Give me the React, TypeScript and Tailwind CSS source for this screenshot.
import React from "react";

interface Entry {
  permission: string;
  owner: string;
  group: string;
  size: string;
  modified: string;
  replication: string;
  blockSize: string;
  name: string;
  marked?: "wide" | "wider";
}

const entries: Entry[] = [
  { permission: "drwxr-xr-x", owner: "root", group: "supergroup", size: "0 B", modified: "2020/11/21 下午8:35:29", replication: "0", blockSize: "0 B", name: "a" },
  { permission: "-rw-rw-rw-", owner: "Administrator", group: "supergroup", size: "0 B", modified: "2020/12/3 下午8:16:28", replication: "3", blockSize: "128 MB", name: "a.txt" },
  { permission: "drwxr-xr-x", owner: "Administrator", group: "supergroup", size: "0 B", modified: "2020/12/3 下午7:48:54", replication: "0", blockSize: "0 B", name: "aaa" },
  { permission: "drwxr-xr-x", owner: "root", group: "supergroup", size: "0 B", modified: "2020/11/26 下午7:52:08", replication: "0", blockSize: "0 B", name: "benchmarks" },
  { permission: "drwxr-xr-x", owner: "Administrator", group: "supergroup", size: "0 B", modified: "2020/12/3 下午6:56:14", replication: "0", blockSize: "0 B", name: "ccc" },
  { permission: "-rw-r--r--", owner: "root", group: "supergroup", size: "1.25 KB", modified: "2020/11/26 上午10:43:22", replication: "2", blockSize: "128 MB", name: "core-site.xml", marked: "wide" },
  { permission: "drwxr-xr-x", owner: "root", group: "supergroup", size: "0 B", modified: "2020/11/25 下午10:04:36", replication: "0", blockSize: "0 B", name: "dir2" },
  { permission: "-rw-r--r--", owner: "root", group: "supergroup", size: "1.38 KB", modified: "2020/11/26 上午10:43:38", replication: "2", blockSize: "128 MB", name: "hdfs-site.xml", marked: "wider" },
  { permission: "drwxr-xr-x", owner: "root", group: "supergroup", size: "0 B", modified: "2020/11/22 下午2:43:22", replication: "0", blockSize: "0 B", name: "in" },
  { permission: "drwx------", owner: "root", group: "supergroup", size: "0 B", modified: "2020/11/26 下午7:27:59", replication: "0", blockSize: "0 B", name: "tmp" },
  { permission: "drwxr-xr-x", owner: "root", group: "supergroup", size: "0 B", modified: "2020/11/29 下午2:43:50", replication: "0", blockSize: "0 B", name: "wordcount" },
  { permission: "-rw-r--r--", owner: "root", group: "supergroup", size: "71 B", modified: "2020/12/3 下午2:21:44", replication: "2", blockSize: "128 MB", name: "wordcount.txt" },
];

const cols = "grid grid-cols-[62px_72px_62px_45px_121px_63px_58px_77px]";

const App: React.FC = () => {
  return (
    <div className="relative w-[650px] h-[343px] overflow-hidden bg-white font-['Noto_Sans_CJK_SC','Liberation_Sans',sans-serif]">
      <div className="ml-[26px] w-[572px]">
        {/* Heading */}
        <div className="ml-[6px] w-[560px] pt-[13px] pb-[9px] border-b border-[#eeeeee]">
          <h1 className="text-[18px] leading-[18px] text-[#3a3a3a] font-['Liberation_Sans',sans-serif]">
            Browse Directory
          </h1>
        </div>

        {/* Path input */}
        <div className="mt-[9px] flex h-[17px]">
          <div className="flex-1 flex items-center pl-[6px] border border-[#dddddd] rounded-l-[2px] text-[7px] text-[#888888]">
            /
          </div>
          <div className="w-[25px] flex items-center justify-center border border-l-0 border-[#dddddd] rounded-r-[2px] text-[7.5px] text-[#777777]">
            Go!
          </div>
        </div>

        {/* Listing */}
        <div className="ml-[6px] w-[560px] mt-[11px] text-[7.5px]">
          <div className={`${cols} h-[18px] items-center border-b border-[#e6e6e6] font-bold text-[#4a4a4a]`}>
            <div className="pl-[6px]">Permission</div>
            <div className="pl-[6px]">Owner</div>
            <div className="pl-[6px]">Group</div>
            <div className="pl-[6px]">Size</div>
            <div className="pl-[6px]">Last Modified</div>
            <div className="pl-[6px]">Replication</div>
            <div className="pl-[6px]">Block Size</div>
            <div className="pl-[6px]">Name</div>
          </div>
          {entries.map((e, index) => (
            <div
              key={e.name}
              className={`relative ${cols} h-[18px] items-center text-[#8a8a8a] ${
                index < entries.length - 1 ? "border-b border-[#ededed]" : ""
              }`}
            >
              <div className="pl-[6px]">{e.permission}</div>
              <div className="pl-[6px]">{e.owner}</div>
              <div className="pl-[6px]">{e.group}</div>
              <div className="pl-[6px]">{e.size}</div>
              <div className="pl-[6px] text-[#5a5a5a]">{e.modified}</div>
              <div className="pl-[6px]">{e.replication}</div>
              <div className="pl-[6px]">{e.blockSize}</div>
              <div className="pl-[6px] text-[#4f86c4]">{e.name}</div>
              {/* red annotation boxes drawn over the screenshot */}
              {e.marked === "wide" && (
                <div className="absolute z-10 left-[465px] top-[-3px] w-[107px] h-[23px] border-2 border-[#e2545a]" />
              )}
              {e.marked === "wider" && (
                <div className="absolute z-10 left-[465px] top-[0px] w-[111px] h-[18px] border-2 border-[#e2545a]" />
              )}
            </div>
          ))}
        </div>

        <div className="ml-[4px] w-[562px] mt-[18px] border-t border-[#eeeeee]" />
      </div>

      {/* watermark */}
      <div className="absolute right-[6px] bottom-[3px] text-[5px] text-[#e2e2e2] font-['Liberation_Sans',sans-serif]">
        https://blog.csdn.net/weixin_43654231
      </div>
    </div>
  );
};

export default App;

** WRITTEN REQUEST **
From the data above, copy each line where the string "React" appears.

** OUTPUT BELOW **
Give me the React, TypeScript and Tailwind CSS source for this screenshot.
import React from "react";
const App: React.FC = () => {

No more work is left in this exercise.